What you should do
Look through the material below for "React". Copy every line that contains it.

Given information
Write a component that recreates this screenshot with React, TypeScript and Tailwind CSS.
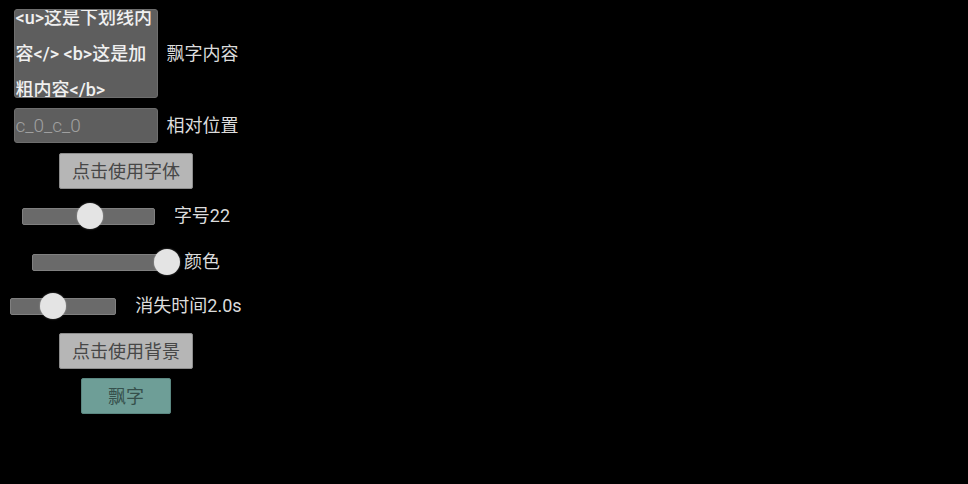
import React from "react";

const font = { fontFamily: 'Roboto, "Noto Sans CJK SC", "Noto Sans", sans-serif' };

function Slider({ width, pos, label }: { width: number; pos: number; label: string }) {
  return (
    <div className="flex h-[30px] items-center gap-[19px]">
      <div className="relative h-[17px] rounded-[2px] border border-[#808080] bg-[#6a6a6a]" style={{ width }}>
        <div
          className="absolute top-1/2 h-[26px] w-[26px] -translate-x-1/2 -translate-y-1/2 rounded-full bg-[#e4e4e4] shadow-[0_0_2px_rgba(255,255,255,0.4)]"
          style={{ left: pos }}
        />
      </div>
      <span className="text-[18px] leading-none text-[#dcdcdc]">{label}</span>
    </div>
  );
}

export default function App() {
  return (
    <div className="min-h-[484px] w-full bg-black" style={font}>
      <div className="flex w-[252px] flex-col items-center">
        <div className="mt-[9px] flex items-center gap-[9px]">
          <div className="h-[89px] w-[144px] overflow-hidden rounded-[3px] border border-[#6e6e6e] bg-[#5e5e5e] pl-[1px] pr-[2px]">
            <div className="-mt-[10px] break-all text-[18px] font-medium leading-[36px] text-[#f0f0f0]">
              &lt;u&gt;这是下划线内容&lt;/&gt; &lt;b&gt;这是加粗内容&lt;/b&gt;
            </div>
          </div>
          <span className="text-[18px] leading-none text-[#dcdcdc]">飘字内容</span>
        </div>
        <div className="mt-[10px] flex items-center gap-[9px]">
          <div className="flex h-[35px] w-[144px] items-center rounded-[3px] border border-[#6e6e6e] bg-[#5e5e5e] pl-[1px]">
            <span className="text-[19px] font-light leading-none text-[#a0a0a0]">c_0_c_0</span>
          </div>
          <span className="text-[18px] leading-none text-[#dcdcdc]">相对位置</span>
        </div>
        <button className="mt-[10px] flex h-[36px] w-[134px] items-center justify-center rounded-[2px] border border-[#8c8c8c] bg-[#b6b6b6] text-[18px] text-[#474747]">
          点击使用字体
        </button>
        <div className="mt-[12px]">
          <Slider width={133} pos={67} label="字号22" />
        </div>
        <div className="mt-[16px]">
          <Slider width={133} pos={134} label="颜色" />
        </div>
        <div className="mt-[14px]">
          <Slider width={106} pos={42} label="消失时间2.0s" />
        </div>
        <button className="mt-[12px] flex h-[36px] w-[134px] items-center justify-center rounded-[2px] border border-[#8c8c8c] bg-[#b6b6b6] text-[18px] text-[#474747]">
          点击使用背景
        </button>
        <button className="mt-[9px] flex h-[36px] w-[90px] items-center justify-center rounded-[2px] border border-[#5b8781] bg-[#6e9e97] text-[18px] text-[#36504c]">
          飘字
        </button>
      </div>
    </div>
  );
}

Response to the task
Write a component that recreates this screenshot with React, TypeScript and Tailwind CSS.
import React from "react";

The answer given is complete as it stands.